In the listing that follows, count every line with the word "React" in it and write only the total.
━━━ Supplied information ━━━
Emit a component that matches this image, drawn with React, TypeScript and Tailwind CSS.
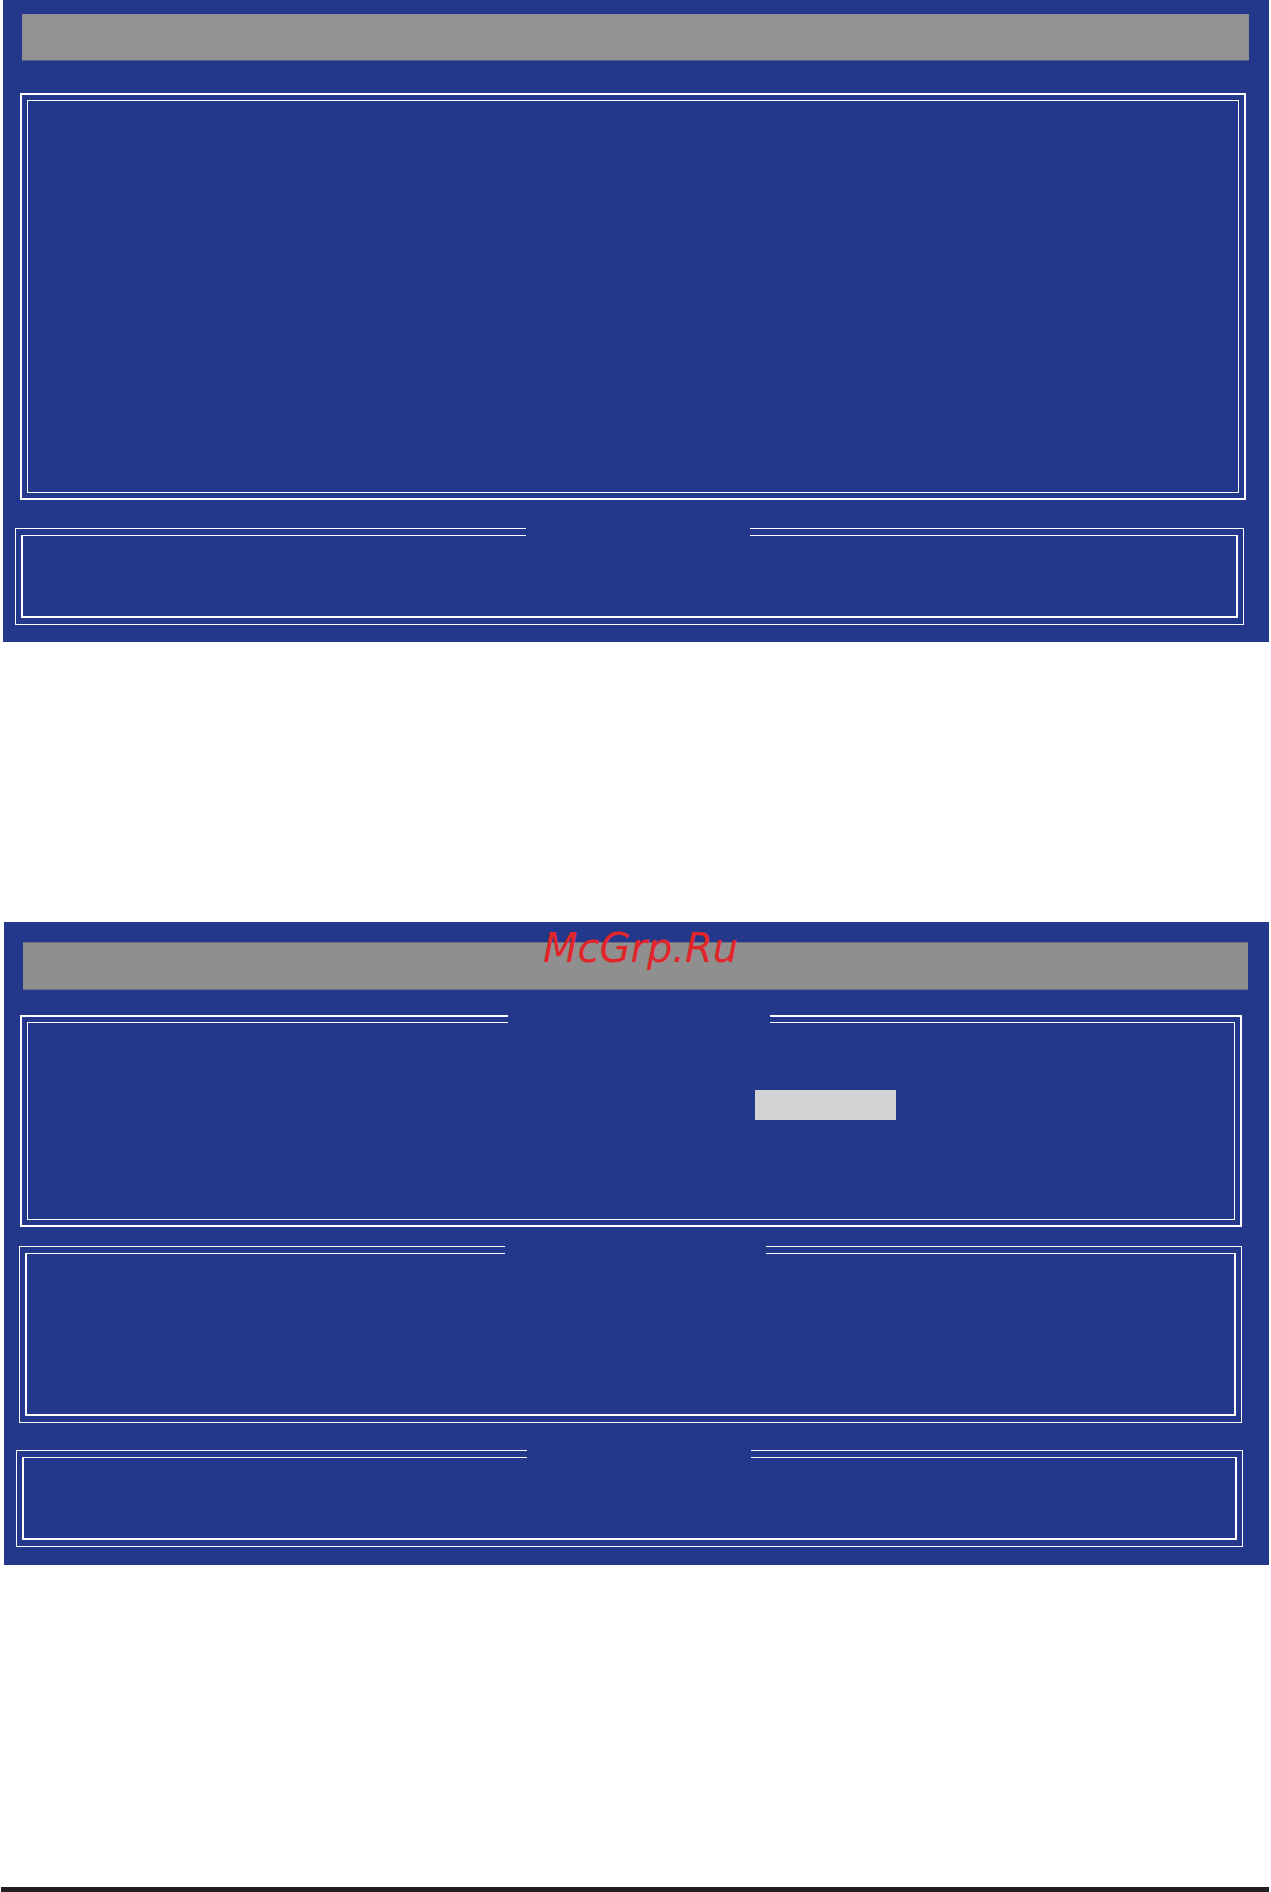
import React from 'react';

// BIOS-style setup screens: blue panels with grey title bars and double-line frames
const BLUE = 'bg-[#24388b]';

type FrameProps = {
  className: string;
  gapLeft?: number;
  gapWidth?: number;
  heavyOuter?: boolean;
  children?: React.ReactNode;
};

// Double-line box; an optional gap in the top lines leaves room for a caption
const Frame: React.FC<FrameProps> = ({ className, gapLeft, gapWidth, heavyOuter, children }) => {
  return (
    <div
      className={
        'relative border-white ' +
        (heavyOuter ? 'border-2 p-[5px] ' : 'border pt-[6px] px-[5px] pb-[6px] ') +
        className
      }
    >
      <div
        className={
          'h-full border-white ' + (heavyOuter ? 'border' : 'border-2 border-t')
        }
      >
        {children}
      </div>
      {gapLeft !== undefined && (
        <div
          className={'absolute top-[-2px] h-[11px] ' + BLUE}
          style={{ left: gapLeft, width: gapWidth }}
        />
      )}
    </div>
  );
};

const App: React.FC = () => {
  return (
    <div className="w-[1271px] h-[1892px] bg-white flex flex-col">
      {/* first screen */}
      <div className={'ml-[3px] w-[1266px] h-[642px] flex flex-col pt-[14px] ' + BLUE}>
        <div className="ml-[19px] w-[1227px] h-[47px] bg-[#939191] border-b border-[#5a5f86]" />
        <Frame heavyOuter className="mt-[32px] ml-[17px] w-[1226px] h-[407px]" />
        <Frame className="mt-[28px] ml-[12px] w-[1229px] h-[97px]" gapLeft={510} gapWidth={224} />
      </div>

      {/* second screen */}
      <div className={'relative mt-[280px] ml-[4px] w-[1265px] h-[643px] flex flex-col pt-[20px] ' + BLUE}>
        <div className="ml-[19px] w-[1225px] h-[48px] bg-[#908f8f] border-y border-[#6f7086]" />
        <Frame
          heavyOuter
          className="mt-[25px] ml-[16px] w-[1222px] h-[212px]"
          gapLeft={486}
          gapWidth={262}
        >
          <div className="mt-[67px] ml-[727px] w-[141px] h-[30px] bg-[#d3d3d3]" />
        </Frame>
        <Frame className="mt-[19px] ml-[15px] w-[1223px] h-[177px]" gapLeft={485} gapWidth={261} />
        <Frame className="mt-[27px] ml-[12px] w-[1227px] h-[97px]" gapLeft={510} gapWidth={224} />

        <span className="absolute top-[6px] left-[539px] text-[40px] leading-none italic text-[#e0262b] font-['DejaVu_Sans',sans-serif]">
          McGrp.Ru
        </span>
      </div>

      <div className="mt-auto ml-[1px] w-[1268px] h-[5px] bg-[#231f20]" />
    </div>
  );
};

export default App;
━━━
• Expected answer:
5